>>>>>

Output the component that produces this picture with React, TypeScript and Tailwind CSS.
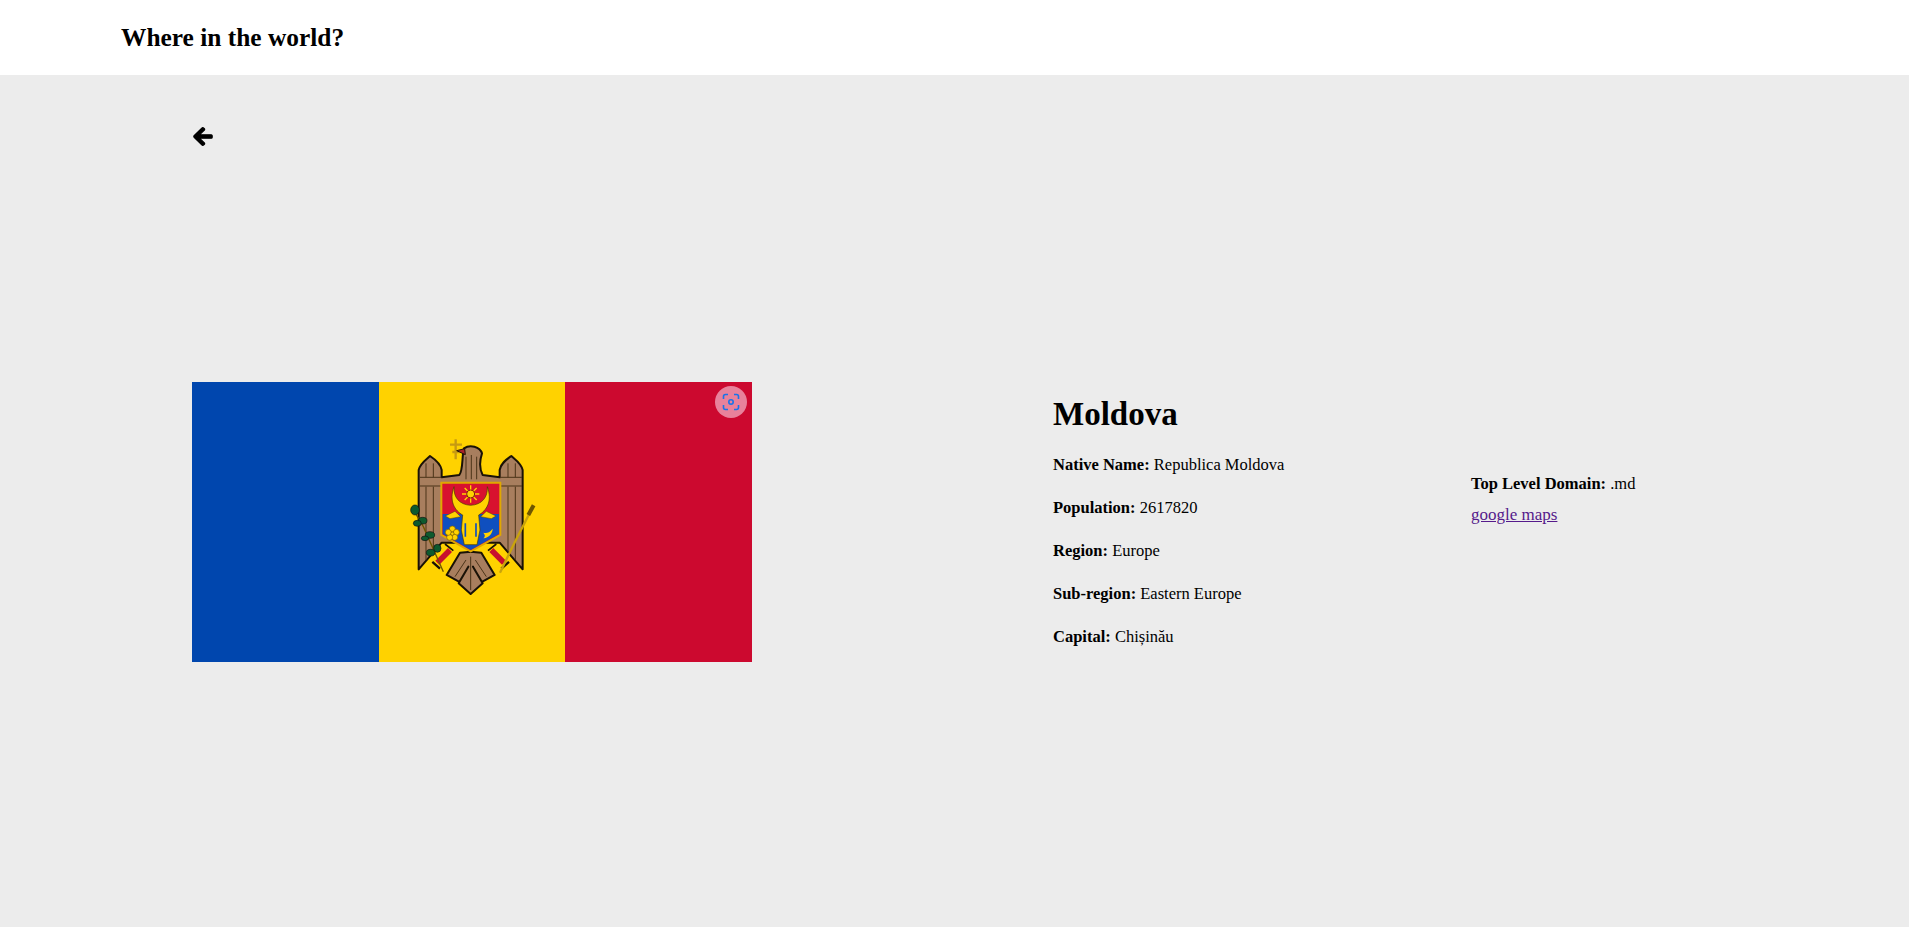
import React from "react";
import { FaArrowLeft } from "react-icons/fa";

function FlagArt() {
  return (
    <svg viewBox="0 0 560 280" className="block h-[280px] w-[560px]">
      <rect x="0" y="0" width="187" height="280" fill="#0046ae" />
      <rect x="187" y="0" width="187" height="280" fill="#ffd200" />
      <rect x="373" y="0" width="187" height="280" fill="#cc092f" />
      {/* coat of arms, coordinates taken from a 3x crop */}
      <g transform="translate(208 38) scale(0.3333)" className="blur-[0.5px]">
        {/* wings, body, tail */}
        <g fill="#a87e5e" stroke="#1a1206" strokeWidth="6" strokeLinejoin="round">
          <path d="M56 448 L56 150 C60 130 80 118 90 108 C105 118 122 130 125 150 L125 172 L178 165 C190 150 185 110 192 85 C210 72 240 80 246 100 C238 125 240 150 248 165 L299 172 L299 150 C302 130 320 118 334 108 C345 118 364 130 368 150 L368 448 L299 368 L125 368 Z" />
          <path d="M212 395 L180 398 L140 465 L178 486 L205 440 L176 490 L212 522 L248 490 L219 440 L246 486 L284 465 L244 398 Z" />
        </g>
        <g stroke="#4a3318" strokeWidth="3" fill="none">
          <path d="M58 172 H124 M58 198 H124 M78 200 V420 M100 200 V395 M78 130 V172 M100 130 V172" />
          <path d="M366 172 H300 M366 198 H300 M346 200 V420 M324 200 V395 M346 130 V172 M324 130 V172" />
          <path d="M198 110 V178 M214 105 V178 M230 110 V178" />
          <path d="M198 420 L165 470 M212 410 V510 M226 420 L259 470" />
        </g>
        {/* cross and beak */}
        <path d="M167 58 V118 M150 74 H186 M157 96 H178" stroke="#c69a12" strokeWidth="7" fill="none" />
        <path d="M170 92 L194 86 L196 104 Z" fill="#a8232a" stroke="#1a1206" strokeWidth="3" />
        {/* shield */}
        <path d="M124 188 H301 V345 L212 394 L124 345 Z" fill="#d8112f" stroke="#e0a800" strokeWidth="6" />
        <path d="M128 282 H297 V342 L212 390 L128 342 Z" fill="#0f4fbf" />
        <path d="M162 200 C146 245 165 272 188 285 L184 330 L193 374 H231 L240 330 L236 285 C259 272 278 245 262 200 C264 232 246 254 212 256 C178 254 160 232 162 200 Z" fill="#ffd200" stroke="#4a3a00" strokeWidth="2" />
        <path d="M136 288 L165 274 L182 290 L150 296 Z M288 288 L259 274 L242 290 L274 296 Z" fill="#ffd200" stroke="#4a3a00" strokeWidth="1.5" />
        <path d="M196 310 V350 M228 310 V350" stroke="#0f4fbf" strokeWidth="5" />
        <path d="M212 196 V248 M186 222 H238 M194 204 L230 240 M230 204 L194 240" stroke="#ffd200" strokeWidth="4" />
        <circle cx="212" cy="222" r="12" fill="#ffd200" stroke="#7a1a10" strokeWidth="3" />
        <g fill="#ffd200" stroke="#7a5a00" strokeWidth="2">
          <circle cx="157" cy="327" r="9" />
          <circle cx="169" cy="337" r="9" />
          <circle cx="164" cy="352" r="9" />
          <circle cx="149" cy="352" r="9" />
          <circle cx="145" cy="337" r="9" />
          <circle cx="157" cy="341" r="5" />
        </g>
        <path d="M250 355 C270 352 278 338 278 326 C268 340 258 340 250 338 C256 345 256 350 250 355 Z" fill="#ffd200" />
        {/* mace and branch */}
        <path d="M112 428 L150 390 M312 428 L274 390" stroke="#c8102e" strokeWidth="17" fill="none" />
        <path d="M97 426 L120 446 M327 426 L304 446" stroke="#1a1206" strokeWidth="7" fill="none" />
        <path d="M135 372 L160 392 M289 372 L264 392" stroke="#1a1206" strokeWidth="5" fill="none" />
        <path d="M400 258 L345 365 L300 458" stroke="#c9a40c" strokeWidth="7" fill="none" />
        <path d="M401 256 L385 285" stroke="#6e5600" strokeWidth="12" fill="none" />
        <path d="M36 262 L70 320 L130 455" stroke="#6e5600" strokeWidth="4" fill="none" />
        <g fill="#0d5a2e" stroke="#111" strokeWidth="2">
          <ellipse cx="45" cy="270" rx="13" ry="15" />
          <ellipse cx="68" cy="302" rx="13" ry="10" />
          <ellipse cx="52" cy="310" rx="12" ry="9" />
          <ellipse cx="90" cy="345" rx="14" ry="10" />
          <ellipse cx="75" cy="355" rx="11" ry="7" />
          <ellipse cx="112" cy="385" rx="11" ry="12" />
          <ellipse cx="92" cy="398" rx="13" ry="10" />
        </g>
      </g>
    </svg>
  );
}

function LensBadge() {
  return (
    <svg viewBox="0 0 32 32" className="absolute right-[5px] top-[4px] h-[32px] w-[32px]">
      <circle cx="16" cy="16" r="16" fill="#e8829b" />
      <path
        d="M8.5 13 V10.5 A2 2 0 0 1 10.5 8.5 H13 M19 8.5 H21.5 A2 2 0 0 1 23.5 10.5 V13 M23.5 19 V21.5 A2 2 0 0 1 21.5 23.5 H19 M13 23.5 H10.5 A2 2 0 0 1 8.5 21.5 V19"
        fill="none"
        stroke="#1a73e8"
        strokeWidth="1.6"
      />
      <circle cx="16" cy="16" r="2.2" fill="none" stroke="#1a73e8" strokeWidth="1.6" />
    </svg>
  );
}

function Info({ label, value }: { label: string; value: string }) {
  return (
    <p className="h-[43px] text-[16.5px] leading-[43px] text-black">
      <b>{label}:</b> {value}
    </p>
  );
}

export default function App() {
  return (
    <div className="min-h-[927px] bg-[#ececec] font-['Liberation_Serif',serif] text-black">
      <header className="flex h-[75px] items-center bg-white pl-[121px]">
        <h1 className="text-[25.4px] font-bold">Where in the world?</h1>
      </header>

      <main className="pl-[192px]">
        <button className="mt-[41px] block h-[40px]">
          <FaArrowLeft className="h-[21px] w-[22px] stroke-[30px] text-black" />
        </button>

        <div className="mt-[226px] flex">
          <div className="relative h-[280px] w-[560px]">
            <FlagArt />
            <LensBadge />
          </div>

          <div className="ml-[301px] w-[418px] pt-[9px]">
            <h2 className="mb-[6px] text-[33px] leading-[46px] font-bold">Moldova</h2>
            <Info label="Native Name" value="Republica Moldova" />
            <Info label="Population" value="2617820" />
            <Info label="Region" value="Europe" />
            <Info label="Sub-region" value="Eastern Europe" />
            <Info label="Capital" value="Chișinău" />
          </div>

          <div className="pt-[86px] text-[16.5px] leading-[31px]">
            <p>
              <b>Top Level Domain:</b> .md
            </p>
            <a href="#" className="text-[17px] text-[#551a8b] underline">
              google maps
            </a>
          </div>
        </div>
      </main>
    </div>
  );
}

<<<<<

Reproduce the listing above exactly, excluding all pictures.

Exercise response:
Output the component that produces this picture with React, TypeScript and Tailwind CSS.
import React from "react";
import { FaArrowLeft } from "react-icons/fa";

function FlagArt() {
  return (
    <svg viewBox="0 0 560 280" className="block h-[280px] w-[560px]">
      <rect x="0" y="0" width="187" height="280" fill="#0046ae" />
      <rect x="187" y="0" width="187" height="280" fill="#ffd200" />
      <rect x="373" y="0" width="187" height="280" fill="#cc092f" />
      {/* coat of arms, coordinates taken from a 3x crop */}
      <g transform="translate(208 38) scale(0.3333)" className="blur-[0.5px]">
        {/* wings, body, tail */}
        <g fill="#a87e5e" stroke="#1a1206" strokeWidth="6" strokeLinejoin="round">
          <path d="M56 448 L56 150 C60 130 80 118 90 108 C105 118 122 130 125 150 L125 172 L178 165 C190 150 185 110 192 85 C210 72 240 80 246 100 C238 125 240 150 248 165 L299 172 L299 150 C302 130 320 118 334 108 C345 118 364 130 368 150 L368 448 L299 368 L125 368 Z" />
          <path d="M212 395 L180 398 L140 465 L178 486 L205 440 L176 490 L212 522 L248 490 L219 440 L246 486 L284 465 L244 398 Z" />
        </g>
        <g stroke="#4a3318" strokeWidth="3" fill="none">
          <path d="M58 172 H124 M58 198 H124 M78 200 V420 M100 200 V395 M78 130 V172 M100 130 V172" />
          <path d="M366 172 H300 M366 198 H300 M346 200 V420 M324 200 V395 M346 130 V172 M324 130 V172" />
          <path d="M198 110 V178 M214 105 V178 M230 110 V178" />
          <path d="M198 420 L165 470 M212 410 V510 M226 420 L259 470" />
        </g>
        {/* cross and beak */}
        <path d="M167 58 V118 M150 74 H186 M157 96 H178" stroke="#c69a12" strokeWidth="7" fill="none" />
        <path d="M170 92 L194 86 L196 104 Z" fill="#a8232a" stroke="#1a1206" strokeWidth="3" />
        {/* shield */}
        <path d="M124 188 H301 V345 L212 394 L124 345 Z" fill="#d8112f" stroke="#e0a800" strokeWidth="6" />
        <path d="M128 282 H297 V342 L212 390 L128 342 Z" fill="#0f4fbf" />
        <path d="M162 200 C146 245 165 272 188 285 L184 330 L193 374 H231 L240 330 L236 285 C259 272 278 245 262 200 C264 232 246 254 212 256 C178 254 160 232 162 200 Z" fill="#ffd200" stroke="#4a3a00" strokeWidth="2" />
        <path d="M136 288 L165 274 L182 290 L150 296 Z M288 288 L259 274 L242 290 L274 296 Z" fill="#ffd200" stroke="#4a3a00" strokeWidth="1.5" />
        <path d="M196 310 V350 M228 310 V350" stroke="#0f4fbf" strokeWidth="5" />
        <path d="M212 196 V248 M186 222 H238 M194 204 L230 240 M230 204 L194 240" stroke="#ffd200" strokeWidth="4" />
        <circle cx="212" cy="222" r="12" fill="#ffd200" stroke="#7a1a10" strokeWidth="3" />
        <g fill="#ffd200" stroke="#7a5a00" strokeWidth="2">
          <circle cx="157" cy="327" r="9" />
          <circle cx="169" cy="337" r="9" />
          <circle cx="164" cy="352" r="9" />
          <circle cx="149" cy="352" r="9" />
          <circle cx="145" cy="337" r="9" />
          <circle cx="157" cy="341" r="5" />
        </g>
        <path d="M250 355 C270 352 278 338 278 326 C268 340 258 340 250 338 C256 345 256 350 250 355 Z" fill="#ffd200" />
        {/* mace and branch */}
        <path d="M112 428 L150 390 M312 428 L274 390" stroke="#c8102e" strokeWidth="17" fill="none" />
        <path d="M97 426 L120 446 M327 426 L304 446" stroke="#1a1206" strokeWidth="7" fill="none" />
        <path d="M135 372 L160 392 M289 372 L264 392" stroke="#1a1206" strokeWidth="5" fill="none" />
        <path d="M400 258 L345 365 L300 458" stroke="#c9a40c" strokeWidth="7" fill="none" />
        <path d="M401 256 L385 285" stroke="#6e5600" strokeWidth="12" fill="none" />
        <path d="M36 262 L70 320 L130 455" stroke="#6e5600" strokeWidth="4" fill="none" />
        <g fill="#0d5a2e" stroke="#111" strokeWidth="2">
          <ellipse cx="45" cy="270" rx="13" ry="15" />
          <ellipse cx="68" cy="302" rx="13" ry="10" />
          <ellipse cx="52" cy="310" rx="12" ry="9" />
          <ellipse cx="90" cy="345" rx="14" ry="10" />
          <ellipse cx="75" cy="355" rx="11" ry="7" />
          <ellipse cx="112" cy="385" rx="11" ry="12" />
          <ellipse cx="92" cy="398" rx="13" ry="10" />
        </g>
      </g>
    </svg>
  );
}

function LensBadge() {
  return (
    <svg viewBox="0 0 32 32" className="absolute right-[5px] top-[4px] h-[32px] w-[32px]">
      <circle cx="16" cy="16" r="16" fill="#e8829b" />
      <path
        d="M8.5 13 V10.5 A2 2 0 0 1 10.5 8.5 H13 M19 8.5 H21.5 A2 2 0 0 1 23.5 10.5 V13 M23.5 19 V21.5 A2 2 0 0 1 21.5 23.5 H19 M13 23.5 H10.5 A2 2 0 0 1 8.5 21.5 V19"
        fill="none"
        stroke="#1a73e8"
        strokeWidth="1.6"
      />
      <circle cx="16" cy="16" r="2.2" fill="none" stroke="#1a73e8" strokeWidth="1.6" />
    </svg>
  );
}

function Info({ label, value }: { label: string; value: string }) {
  return (
    <p className="h-[43px] text-[16.5px] leading-[43px] text-black">
      <b>{label}:</b> {value}
    </p>
  );
}

export default function App() {
  return (
    <div className="min-h-[927px] bg-[#ececec] font-['Liberation_Serif',serif] text-black">
      <header className="flex h-[75px] items-center bg-white pl-[121px]">
        <h1 className="text-[25.4px] font-bold">Where in the world?</h1>
      </header>

      <main className="pl-[192px]">
        <button className="mt-[41px] block h-[40px]">
          <FaArrowLeft className="h-[21px] w-[22px] stroke-[30px] text-black" />
        </button>

        <div className="mt-[226px] flex">
          <div className="relative h-[280px] w-[560px]">
            <FlagArt />
            <LensBadge />
          </div>

          <div className="ml-[301px] w-[418px] pt-[9px]">
            <h2 className="mb-[6px] text-[33px] leading-[46px] font-bold">Moldova</h2>
            <Info label="Native Name" value="Republica Moldova" />
            <Info label="Population" value="2617820" />
            <Info label="Region" value="Europe" />
            <Info label="Sub-region" value="Eastern Europe" />
            <Info label="Capital" value="Chișinău" />
          </div>

          <div className="pt-[86px] text-[16.5px] leading-[31px]">
            <p>
              <b>Top Level Domain:</b> .md
            </p>
            <a href="#" className="text-[17px] text-[#551a8b] underline">
              google maps
            </a>
          </div>
        </div>
      </main>
    </div>
  );
}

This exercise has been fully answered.